Other items of note:

>> The telemark segment is growing, but company managers say it will never become more than a niche.

>> The focus on women has also taken over Europe, especially since surveys show that 43 percent of all skiers are women and that they have been somewhat neglected at best.

>> Off-piste skiing is growing. Why? Because of the "fun factor," says Christian Schneidermeier, Ortovox marketing manager. "Fat, modern skis also allow intermediate skiers to have a real powder experience, and people want to enjoy the outdoors without noise and bustle."

>> In the past, Alpine Touring was clearly separated from resort skiing on slopes. Today, backcountry activities are split up in three main groups that are not totally separated anymore: Classic Alpine Touring (a rather conservative target group), Free Riding (a newer and younger crowd), and AT Races. "We see an increase of this market by about 20 percent," said Peter Kuba, K2's product manager for ski and snowboard.

>> Ski mountaineering contests are growing strongly. Especially in France, Italy and the French-speaking part of Switzerland, the number of participants in these competitions has doubled or tripled.

>> A particular German and Austrian phenomenon is on-piste Alpine Touring. Yup, using the slopes in resorts and these are just the aficionados. Even the German Alpine Club (DAV) has released guidelines for participants to help avoid conflicts on the slopes. Some ski resorts allow the on-piste ascent only on certain days or afternoons, with some participants doing this strictly for fitness: Go for a quick on-piste ascent rather than a jog.
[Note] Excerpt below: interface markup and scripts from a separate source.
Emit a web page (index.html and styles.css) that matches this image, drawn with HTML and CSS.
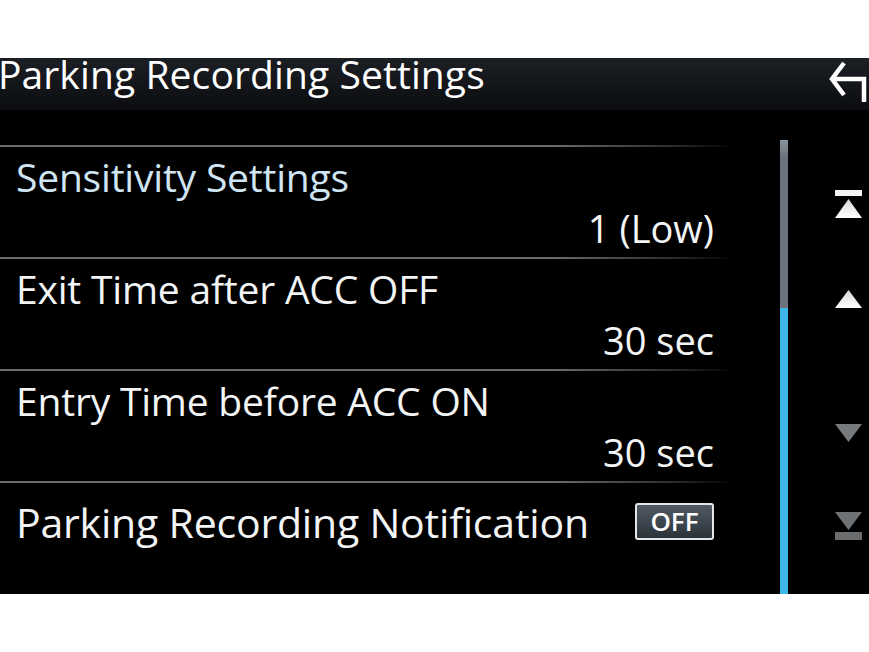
FILE: index.html
```html
<!DOCTYPE html>
<html lang="en">
<head>
    <meta charset="UTF-8">
    <meta name="viewport" content="width=device-width, initial-scale=1.0">
    <title>Parking Recording Settings</title>
    <link rel="stylesheet" href="styles.css">
</head>
<body>
    <div class="screen">
        <header class="topbar">
            <h1 class="title">Parking Recording Settings</h1>
            <button class="back" aria-label="Back">
                <svg width="40" height="42" viewBox="0 0 40 42">
                    <path d="M15 3 L3 19 L15 35 M3 19 H35 V50" fill="none" stroke="#fff" stroke-width="4.5" stroke-linejoin="miter"/>
                </svg>
            </button>
        </header>
        <div class="main">
            <div class="list">
                <div class="row">
                    <div class="label active">Sensitivity Settings</div>
                    <div class="value">1 (Low)</div>
                </div>
                <div class="row">
                    <div class="label">Exit Time after ACC OFF</div>
                    <div class="value">30 sec</div>
                </div>
                <div class="row">
                    <div class="label">Entry Time before ACC ON</div>
                    <div class="value">30 sec</div>
                </div>
                <div class="row row-inline">
                    <div class="label label-big">Parking Recording Notification</div>
                    <button class="toggle">OFF</button>
                </div>
            </div>
            <div class="scrollbar">
                <div class="thumb"></div>
            </div>
            <div class="pager">
                <button class="pg pg-first" aria-label="First page">
                    <svg width="28" height="28" viewBox="0 0 28 28">
                        <defs>
                            <linearGradient id="lite" x1="0" y1="0" x2="0" y2="1">
                                <stop offset="0" stop-color="#d8d8d8"/>
                                <stop offset="1" stop-color="#ffffff"/>
                            </linearGradient>
                        </defs>
                        <rect x="0" y="0" width="27" height="6" fill="#f4f4f4"/>
                        <path d="M13.5 9 L27 28 L0 28 Z" fill="url(#lite)"/>
                    </svg>
                </button>
                <button class="pg pg-up" aria-label="Page up">
                    <svg width="28" height="18" viewBox="0 0 28 18">
                        <path d="M13.5 0 L27 18 L0 18 Z" fill="url(#lite)"/>
                    </svg>
                </button>
                <button class="pg pg-down" aria-label="Page down">
                    <svg width="28" height="18" viewBox="0 0 28 18">
                        <path d="M0 0 L27 0 L13.5 18 Z" fill="#777a7d"/>
                    </svg>
                </button>
                <button class="pg pg-last" aria-label="Last page">
                    <svg width="28" height="28" viewBox="0 0 28 28">
                        <path d="M0 0 L27 0 L13.5 18 Z" fill="#6f7275"/>
                        <rect x="0" y="20" width="27" height="8" fill="#6a6d70"/>
                    </svg>
                </button>
            </div>
        </div>
    </div>
</body>
</html>
```

FILE: styles.css
```css
body {
    margin: 0;
    padding: 0;
    background: #fff;
    font-family: "Open Sans", "Noto Sans", Arial, sans-serif;
    overflow: hidden;
}

.screen {
    margin-top: 58px;
    height: 536px;
    background: #000;
    display: flex;
    flex-direction: column;
}

.topbar {
    height: 52px;
    display: flex;
    justify-content: space-between;
    background: linear-gradient(#1c1f24, #0b0d10);
}

.title {
    margin: 0 0 0 -2px;
    color: #fff;
    font-size: 39px;
    font-weight: 400;
    line-height: 32px;
    letter-spacing: 0.1px;
}

.back {
    background: none;
    border: none;
    padding: 0;
    width: 40px;
    height: 42px;
    overflow: hidden;
    align-self: flex-end;
    margin-bottom: 8px;
}

.main {
    flex: 1;
    display: flex;
}

.list {
    width: 735px;
    padding-top: 35px;
}

.row {
    height: 112px;
    box-sizing: border-box;
    padding: 9px 21px 0 16px;
    background: linear-gradient(to right, #6c6c6c 0%, #6c6c6c 75%, #2a2a2a 92%, transparent 100%) no-repeat top left / 100% 2px;
    display: flex;
    flex-direction: column;
}

.label {
    color: #f2f4f6;
    font-size: 39px;
    line-height: 46px;
    letter-spacing: -0.2px;
}

.label.active {
    color: #cfe5f4;
}

.value {
    color: #f2f4f6;
    font-size: 38px;
    line-height: 46px;
    text-align: right;
    margin-top: 5px;
}

.row-inline {
    flex-direction: row;
    align-items: flex-start;
    justify-content: space-between;
    padding-top: 0;
}

.label-big {
    font-size: 41px;
    line-height: 50px;
    margin-top: 16px;
}

.toggle {
    width: 79px;
    height: 37px;
    margin-top: 22px;
    border: 2px solid #e4e6e8;
    border-radius: 3px;
    background: linear-gradient(#505a64, #2c333a);
    color: #fff;
    font-family: "Open Sans", "Noto Sans", Arial, sans-serif;
    font-size: 26px;
    font-weight: 600;
    padding: 0;
    line-height: 31px;
}

.scrollbar {
    width: 8px;
    margin-left: 45px;
    margin-top: 30px;
    background: #3db6ea;
}

.thumb {
    height: 168px;
    background: linear-gradient(#8a929b, #6b747e 10%, #6b747e);
}

.pager {
    display: flex;
    flex-direction: column;
    padding-left: 47px;
}

.pg {
    background: none;
    border: none;
    padding: 0;
    width: 28px;
    line-height: 0;
}

.pg-first {
    margin-top: 80px;
}

.pg-up {
    margin-top: 72px;
}

.pg-down {
    margin-top: 116px;
}

.pg-last {
    margin-top: 70px;
}
```
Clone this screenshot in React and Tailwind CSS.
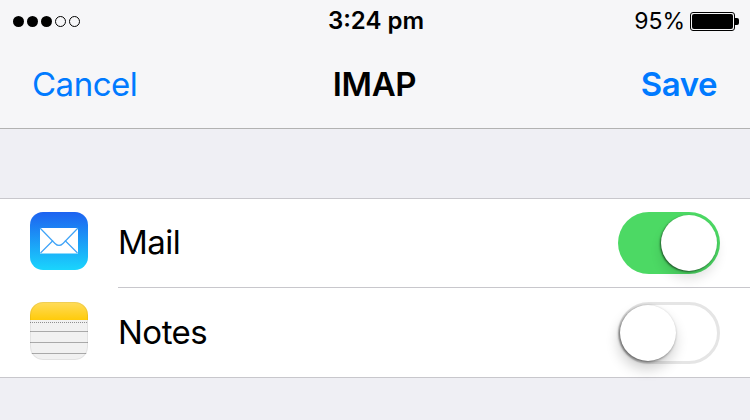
import React from 'react';

const font = { fontFamily: 'Inter, "Liberation Sans", sans-serif' };

function Toggle({ on }) {
  return (
    <div
      className={`flex h-[62px] w-[102px] items-center rounded-full ${
        on ? 'justify-end bg-[#4cd964] pr-[3px]' : 'justify-start border-[3px] border-[#e5e5e5] bg-white'
      }`}
    >
      <div
        className={`h-[56px] w-[56px] rounded-full bg-white ${
          on
            ? 'shadow-[0_8px_12px_rgba(0,0,0,0.12),-1px_1px_2px_rgba(0,0,0,0.55)]'
            : '-ml-px shadow-[-1px_8px_14px_rgba(0,0,0,0.2),-1px_1px_3px_rgba(0,0,0,0.55)]'
        }`}
      />
    </div>
  );
}

function MailIcon() {
  return (
    <svg width="58" height="58" viewBox="0 0 58 58" className="mb-[4px] shrink-0">
      <defs>
        <linearGradient id="mailBg" x1="0" y1="0" x2="0" y2="1">
          <stop offset="0" stopColor="#1d62f0" />
          <stop offset="1" stopColor="#1ad5fd" />
        </linearGradient>
      </defs>
      <rect width="58" height="58" rx="13" fill="url(#mailBg)" />
      <rect x="10" y="16" width="38" height="25.5" fill="#fff" />
      <path d="M10 16 L25 31.5 Q29 35.5 33 31.5 L48 16" fill="none" stroke="#3fa4f8" strokeWidth="1.2" />
      <path d="M10.5 41 L23 28.5 M47.5 41 L35 28.5" fill="none" stroke="#3fa4f8" strokeWidth="1.2" />
    </svg>
  );
}

function NotesIcon() {
  return (
    <svg width="58" height="58" viewBox="0 0 58 58" className="mb-[3px] shrink-0">
      <defs>
        <linearGradient id="notesTop" x1="0" y1="0" x2="0" y2="1">
          <stop offset="0" stopColor="#ffdc5c" />
          <stop offset="1" stopColor="#ffcb0a" />
        </linearGradient>
        <clipPath id="notesClip">
          <rect width="58" height="58" rx="13" />
        </clipPath>
      </defs>
      <g clipPath="url(#notesClip)">
        <rect width="58" height="58" fill="#f1f1f1" />
        <rect width="58" height="18" fill="url(#notesTop)" />
        <path d="M0 20.5 H58" stroke="#8f8f8f" strokeWidth="1" strokeDasharray="1 1" />
        <path d="M0 29.5 H58 M0 40.5 H58 M0 51.5 H58" stroke="#a9a9a9" strokeWidth="1" />
      </g>
      <rect x="0.5" y="0.5" width="57" height="57" rx="12.5" fill="none" stroke="#000" strokeOpacity="0.06" />
    </svg>
  );
}

function Row({ icon, label, on, height }) {
  return (
    <div className={`flex items-center px-[30px] ${height}`}>
      {icon}
      <div className="ml-[30px] text-[33px] tracking-[-0.5px] text-black">{label}</div>
      <div className="ml-auto">
        <Toggle on={on} />
      </div>
    </div>
  );
}

export default function App() {
  return (
    <div className="flex h-[420px] w-[750px] flex-col overflow-hidden bg-[#efeff4]" style={font}>
      <div className="h-[129px] border-b border-[#b2b2b2] bg-[#f6f6f8]">
        <div className="flex h-[42px] items-center justify-between pl-[13px] pr-[11px]">
          <div className="flex w-[200px] items-center gap-[3px]">
            <div className="h-[11px] w-[11px] rounded-full bg-black" />
            <div className="h-[11px] w-[11px] rounded-full bg-black" />
            <div className="h-[11px] w-[11px] rounded-full bg-black" />
            <div className="h-[11px] w-[11px] rounded-full border border-black" />
            <div className="h-[11px] w-[11px] rounded-full border border-black" />
          </div>
          <div className="text-[24px] font-semibold text-black">3:24 pm</div>
          <div className="flex w-[200px] items-center justify-end">
            <span className="text-[23px] text-black">95%</span>
            <div className="ml-[5px] flex h-[19px] w-[45px] items-center rounded-[3px] border border-black p-[1px]">
              <div className="h-full w-full rounded-[2px] bg-black" />
            </div>
            <div className="h-[7px] w-[4px] rounded-r-[2px] bg-black" />
          </div>
        </div>
        <div className="flex h-[86px] items-center justify-between pl-[32px] pr-[33px]">
          <div className="w-[200px] text-[33px] tracking-[-0.5px] text-[#007aff]">Cancel</div>
          <div className="text-[33px] font-semibold tracking-[-0.4px] text-black">IMAP</div>
          <div className="w-[200px] text-right text-[33px] font-semibold tracking-[-0.5px] text-[#007aff]">Save</div>
        </div>
      </div>
      <div className="mt-[69px] border-y border-[#c8c7cc] bg-white">
        <Row icon={<MailIcon />} label="Mail" on height="h-[88px]" />
        <div className="ml-[118px] h-px bg-[#c8c7cc]" />
        <Row icon={<NotesIcon />} label="Notes" on={false} height="h-[89px]" />
      </div>
    </div>
  );
}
Of course, it was hard to focus on snow, skiing and cold -- plus the equipment and apparel to go with that -- when a warm wind blew in during show week, shoving temperatures into the abnormally high 50s and 60s and melting any trace of snow in Munich. But it was back to business by the following weekend as a much-welcomed snowstorm blew back in -- helping already upbeat snow sports retailers to smile again.